Digambarkan sebagai Kota Rimba, sponge city dan sebutan bernuansa hijau lainnya, Ibu Kota Nusantara dibayangkan akan menjadi contoh ideal dari kota yang berkelanjutan dan ramah iklim.
Faktanya, Kalimantan Timur sendiri walau kerap disebut sebagai Heart of Borneo bukanlah wilayah yang tuna masalah dan dampak dari perubahan iklim.
Pernah mendeklarasikan diri sebagai Provinsi Hijau, sampai dengan saat ini pertumbuhan ekonomi di Kalimantan Timur masih ditopang oleh industri ekstraktif, baik yang mengektraksi mineral dan batubara maupun mengekstraksi hutan.
XR Bunga Terung menilai walau Kaltim menjadi pionir penerima dana karbon, namun skema perdagangkan karbon tidak secara nyata menjawab akar masalah krisis iklim. Pemanfaatan dana karbon tidak secara langsung menghambat rakusnya ekstraksi dan konsumsi bahan bakar fosil.
"Pilkada Serentak yang akan dilaksanakan dalam waktu dekat ini juga tak memberi harapan munculnya kepala daerah yang mempunyai komitmen tinggi untuk melahirkan solusi krisis iklim dari daerah," jelas Winda dari XR Bunga Terung.
Dikatakan Winda, para calon kepala daerah lebih memilih mengobral janji populis untuk mendulang suara dari pemilih. Persoalan lingkungan dan krisis iklim menjadi isu pinggiran tanpa gagasan yang jelas. Soal lingkungan dan krisis iklim pada calon kepala daerah lebih mengandalkan kebijakan pemerintah nasional serta sumber daya finansial bantuan luar negeri.
Dalam amatan XR Bunga Terung para calon kepala daerah baik di tingkat provinsi maupun kabupaten dan kota di Kalimantan Timur masih terjebak dalam isu-isu populis seperti infrastruktur, bantuan pendidikan, bantuan kesehatan, lapangan kerja dan lainnya.

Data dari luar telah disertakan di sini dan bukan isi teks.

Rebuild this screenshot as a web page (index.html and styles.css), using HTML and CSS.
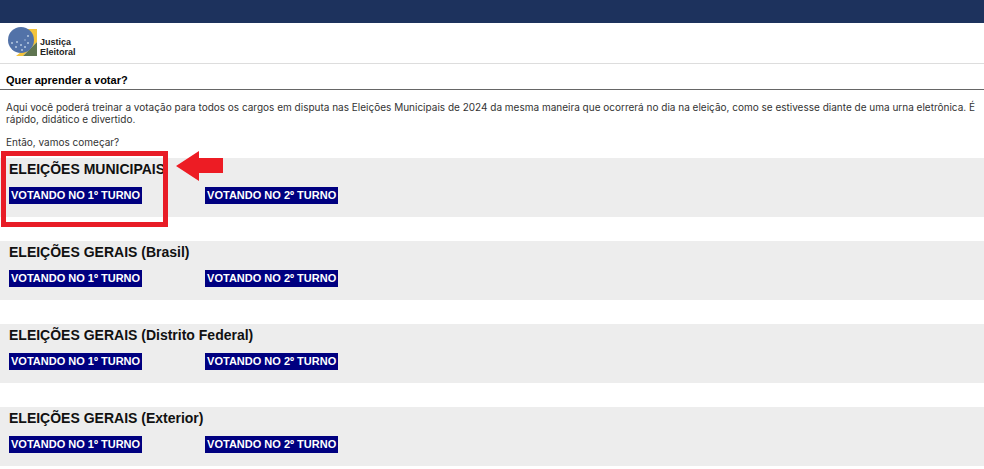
FILE: index.html
```html
<!DOCTYPE html>
<html lang="pt-BR">
<head>
<meta charset="utf-8">
<meta name="viewport" content="width=device-width, initial-scale=1">
<title>Justiça Eleitoral</title>
<link rel="stylesheet" href="styles.css">
</head>
<body>
<div class="topbar"></div>
<header class="header">
  <a class="brand" href="#">
    <svg class="brand-mark" viewBox="0 0 30 30" aria-hidden="true">
      <path fill="#f3c33c" d="M17 2h12v13L15 29H8l5-4z"/>
      <path fill="#5f7550" d="M29 15v14H15z"/>
      <circle cx="13" cy="13" r="13" fill="#5272a8"/>
      <g fill="#b9cbe2">
        <circle cx="20" cy="9" r="1"/><circle cx="9" cy="15" r="1"/><circle cx="4" cy="16" r="1"/>
        <circle cx="13" cy="18" r="1"/><circle cx="17" cy="20" r="1"/><circle cx="20" cy="16" r="1"/>
        <circle cx="8" cy="20" r="1"/><circle cx="14" cy="23" r="1"/><circle cx="17" cy="13" r=".7"/>
      </g>
    </svg>
    <span class="brand-name">Justiça<br>Eleitoral</span>
  </a>
</header>
<main>
  <h1 class="title">Quer aprender a votar?</h1>
  <div class="intro">
    <p>Aqui você poderá treinar a votação para todos os cargos em disputa nas Eleições Municipais de 2024 da mesma maneira que ocorrerá no dia na eleição, como se estivesse diante de uma urna eletrônica. É rápido, didático e divertido.</p>
    <p>Então, vamos começar?</p>
  </div>
  <div class="elections">
    <section class="election">
      <h2>ELEIÇÕES MUNICIPAIS</h2>
      <div class="rounds"><a class="round" href="#">VOTANDO NO 1º TURNO</a><a class="round" href="#">VOTANDO NO 2º TURNO</a></div>
      <div class="highlight"></div>
      <svg class="arrow" viewBox="0 0 47 30" aria-hidden="true"><path fill="#ed1c24" d="M0 15L23 0v7h24v15H23v8z"/></svg>
    </section>
    <section class="election">
      <h2>ELEIÇÕES GERAIS (Brasil)</h2>
      <div class="rounds"><a class="round" href="#">VOTANDO NO 1º TURNO</a><a class="round" href="#">VOTANDO NO 2º TURNO</a></div>
    </section>
    <section class="election">
      <h2>ELEIÇÕES GERAIS (Distrito Federal)</h2>
      <div class="rounds"><a class="round" href="#">VOTANDO NO 1º TURNO</a><a class="round" href="#">VOTANDO NO 2º TURNO</a></div>
    </section>
    <section class="election">
      <h2>ELEIÇÕES GERAIS (Exterior)</h2>
      <div class="rounds"><a class="round" href="#">VOTANDO NO 1º TURNO</a><a class="round" href="#">VOTANDO NO 2º TURNO</a></div>
    </section>
  </div>
</main>
</body>
</html>
```
FILE: styles.css
```css
* {
  box-sizing: border-box;
}

body {
  margin: 0;
  background: #fff;
  color: #333;
  font: 11px/12px "Liberation Sans", Arial, sans-serif;
}

h1, h2, p {
  margin: 0;
}

.topbar {
  height: 23px;
  background: #1d325d;
}

.header {
  padding: 4px 8px 6px;
  border-bottom: 1px solid #ddd;
}

.brand {
  display: flex;
  align-items: flex-end;
  gap: 2px;
  width: max-content;
  color: #222;
  text-decoration: none;
}

.brand-mark {
  width: 30px;
  height: 30px;
}

.brand-name {
  font-size: 9px;
  font-weight: bold;
  line-height: 10px;
}

.title {
  padding: 10px 6px 3px;
  border-bottom: 1px solid #666;
  color: #000;
  font-size: 11px;
  line-height: 12px;
}

.intro {
  display: grid;
  gap: 11px;
  padding: 11px 6px 10px;
  font-family: Inter, "Liberation Sans", Arial, sans-serif;
  font-size: 10px;
}

.elections {
  display: grid;
  gap: 24px;
}

.election {
  position: relative;
  padding: 3px 9px 13px;
  background: #ededed;
}

.election h2 {
  margin-bottom: 10px;
  color: #111;
  font-size: 14px;
  line-height: 16px;
}

.rounds {
  display: flex;
  gap: 63px;
}

.round {
  padding: 2px;
  background: #000080;
  color: #fff;
  font-size: 11px;
  font-weight: bold;
  line-height: 13px;
  text-decoration: none;
}

/* Callout over the current election */
.highlight {
  position: absolute;
  top: -7px;
  left: 1px;
  width: 167px;
  height: 76px;
  border: 5px solid #e81c26;
  pointer-events: none;
}

.arrow {
  position: absolute;
  top: -7px;
  left: 176px;
  width: 47px;
  height: 30px;
}
```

Padahal dampak perubahan iklim untuk Kalimantan Timur sudah nyata seperti kejadian banjir, kekeringan panjang dan kenaikan suhu panas yang menyebabkan masyarakat menjadi lebih boros energi untuk mendinginkan badan.
Oleh karena itu, XR Bunga Terung menyatakan sikap dan seruan untuk mengajak publik untuk menyerukan tentang krisis lingkungan dan dampak krisis iklim di Kalimantan Timur.
"Agar siapapun yang terpilih baik sebagai gubernur, bupati maupun walikota tidak larut dalam paradigma pertumbuhan ekonomi yang berbasis pada industri ekstraksi. Industri yang dalam prakteknya kerap bersandar pada dukungan kekuasaan dan perlindungan aparat penegak hukum padahal kerap menyengsarakan rakyat," kata Winda.
XR Bunga Terung, dikatakan Winda, akan terus berteriak lantang untuk menantang para calon yang terpilih agar berani mengambil langkah nyata dalam mencari solusi atas krisis iklim yang berbasis daerah ketimbang membebek kebijakan nasional yang lebih berfokus pada diplomasi dan perjanjian global
"Kami juga tak akan lelah untuk terus mendesak kepala daerah terpilih untuk menghentikan ekspansi dan investasi yang rakus lahan, untuk melindungi hutan, lahan gambut, wilayah tangkapan air dan badan-badan air alami yang berfungsi menjaga iklim," katanya.
Mengingat ancaman krisis iklim sudah semakin nyata dan dampaknya telah dirasakan oleh masyarakat, XR Bunga Terung juga menuntut agar kebijakan atau solusi atas krisis iklim berfokus pada keadilan iklim bagi masyarakat.
Ketimpangan akses terhadap sumberdaya alam telah membuat masyarakat tidak mempunyai ketahanan terhadap perubahan iklim. Tanpa keadilan iklim kebijakan iklim hanya akan menjadi komoditas yang menguntungkan segelintir kelompok atau orang tertentu.